Form and Function

Have you ever been accused of preferring form over function? I have!

I had suggested breaking up a bunch of large, many-paged topics into smaller ones. The boss said that I was choosing form over function. After all, why do all that extra work, when the information is there in the document and the reader can scroll or search for terms within?

I immediately wondered why he had hired me.

The guy simply misunderstood the function of Help.

The function of help

Without thinking much, some people might say that the function of Help is to make information available. Searchability is the goal. That’s what my nemesis at the time thought. Make the information available and then go have a beer.

Most tech writers would go a step further to say that it’s more about helping the reader find the information. Findability is more important than Searchability. We don’t want our readers to wade through a sea of highlighted key words to find the goods.
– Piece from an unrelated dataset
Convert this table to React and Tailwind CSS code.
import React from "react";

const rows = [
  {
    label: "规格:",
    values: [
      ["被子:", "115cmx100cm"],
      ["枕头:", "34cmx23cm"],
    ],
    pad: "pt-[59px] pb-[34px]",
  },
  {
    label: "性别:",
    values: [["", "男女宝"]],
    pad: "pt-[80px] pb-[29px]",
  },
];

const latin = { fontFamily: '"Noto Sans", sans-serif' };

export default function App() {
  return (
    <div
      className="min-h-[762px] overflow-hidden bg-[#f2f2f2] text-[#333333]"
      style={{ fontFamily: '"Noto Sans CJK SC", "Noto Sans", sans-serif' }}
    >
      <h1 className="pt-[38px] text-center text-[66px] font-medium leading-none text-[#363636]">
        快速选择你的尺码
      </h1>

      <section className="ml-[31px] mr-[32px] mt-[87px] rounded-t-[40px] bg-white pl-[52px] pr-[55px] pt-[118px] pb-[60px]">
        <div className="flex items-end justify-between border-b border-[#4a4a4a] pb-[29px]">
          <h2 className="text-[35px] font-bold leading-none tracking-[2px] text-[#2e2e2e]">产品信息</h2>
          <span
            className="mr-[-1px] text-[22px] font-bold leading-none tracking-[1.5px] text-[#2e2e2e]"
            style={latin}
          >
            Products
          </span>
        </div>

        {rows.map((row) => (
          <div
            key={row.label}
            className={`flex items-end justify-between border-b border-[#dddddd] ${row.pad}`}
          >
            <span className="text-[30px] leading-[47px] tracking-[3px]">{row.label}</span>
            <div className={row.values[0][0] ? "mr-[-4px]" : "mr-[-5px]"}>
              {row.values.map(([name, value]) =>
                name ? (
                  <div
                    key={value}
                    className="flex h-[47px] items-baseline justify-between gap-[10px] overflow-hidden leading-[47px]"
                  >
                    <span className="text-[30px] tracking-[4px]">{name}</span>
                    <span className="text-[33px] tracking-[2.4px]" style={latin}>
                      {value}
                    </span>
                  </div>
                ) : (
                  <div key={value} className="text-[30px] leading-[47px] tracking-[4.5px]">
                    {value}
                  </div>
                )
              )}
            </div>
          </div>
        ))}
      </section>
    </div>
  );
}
But why bother? If we can get the information out there, why bother “making it pretty”? Why bother spending effort and money to make it more accessible? And more to point, how can we convince the naysayers that making it pretty isn’t just making it pretty?

The tack I took was by defining the goal in bottom-line terms that may be familiar to you:

The function of Help is to stop people from calling us and costing us money.

For internal docs, it’s to stop people running around inefficiently trying to find answers. If we put the information out there without saving us money, then we’ve done NOTHING. (In fact, our salaries are a cost that should be eliminated.)

As a rule, people won’t read 25 pages to find a three-step process. They won’t do it. They’ll Google for help. They’ll ask co-workers. And eventually, they’ll call us, email us, or use Chat Support. In other words, eventually, they’ll cost us money. The same thing applies to a lesser degree to help that is ugly, formatted badly, or is otherwise annoying.

If the function is to save us money, then placing the information in a usable, findable, and even nice-looking package pays off. If the function is to check a box called, “wrote help,” then that stuff doesn’t matter as much.

When we talk about form and function, the first thing to do is figure out the function.

Have I gotten this wrong? Or am I missing something important? Or do you agree?

4 Responses to “Form and Function”

  1. August 28, 2012 at 1:24 am #

    I LOVE this article! You are spot on with form being vital to function.

    White space and organization are more than just “extra work,” they make perusing text a bit easier for those searching for information. That task shouldn’t be like hunting for camouflaged game in a forest; rather, it should be a pleasant walk through well-kept woods, with open spaces here and there to bring in the sunshine.

    Also enjoyed your line, “I immediately wondered why he had hired me.” Unfortunately, that is probably a much too common thought among tech writers.

    • August 28, 2012 at 9:52 pm #

      Thanks, Sherry! Love the imagery.

  2. August 29, 2012 at 1:39 pm #

    I’d couch it in slightly different terms, Robert. The function of Help is to help people. (Duh!) A good measure — probably the best measure — of how well our Help functions is how well it stops people from calling us and costing us money.

    So even though I define the function of help a bit differently, my conclusion would be the same as yours. It’s not nearly enough to set everything before our reader and then depending on him to use Search.

    • August 31, 2012 at 5:35 pm #

      Larry, I guess it depends whether you’re selling it to yourself or to your management. At some point, someone up the chain might ask, “why do we want to help people? Is our goal to make money or help people?”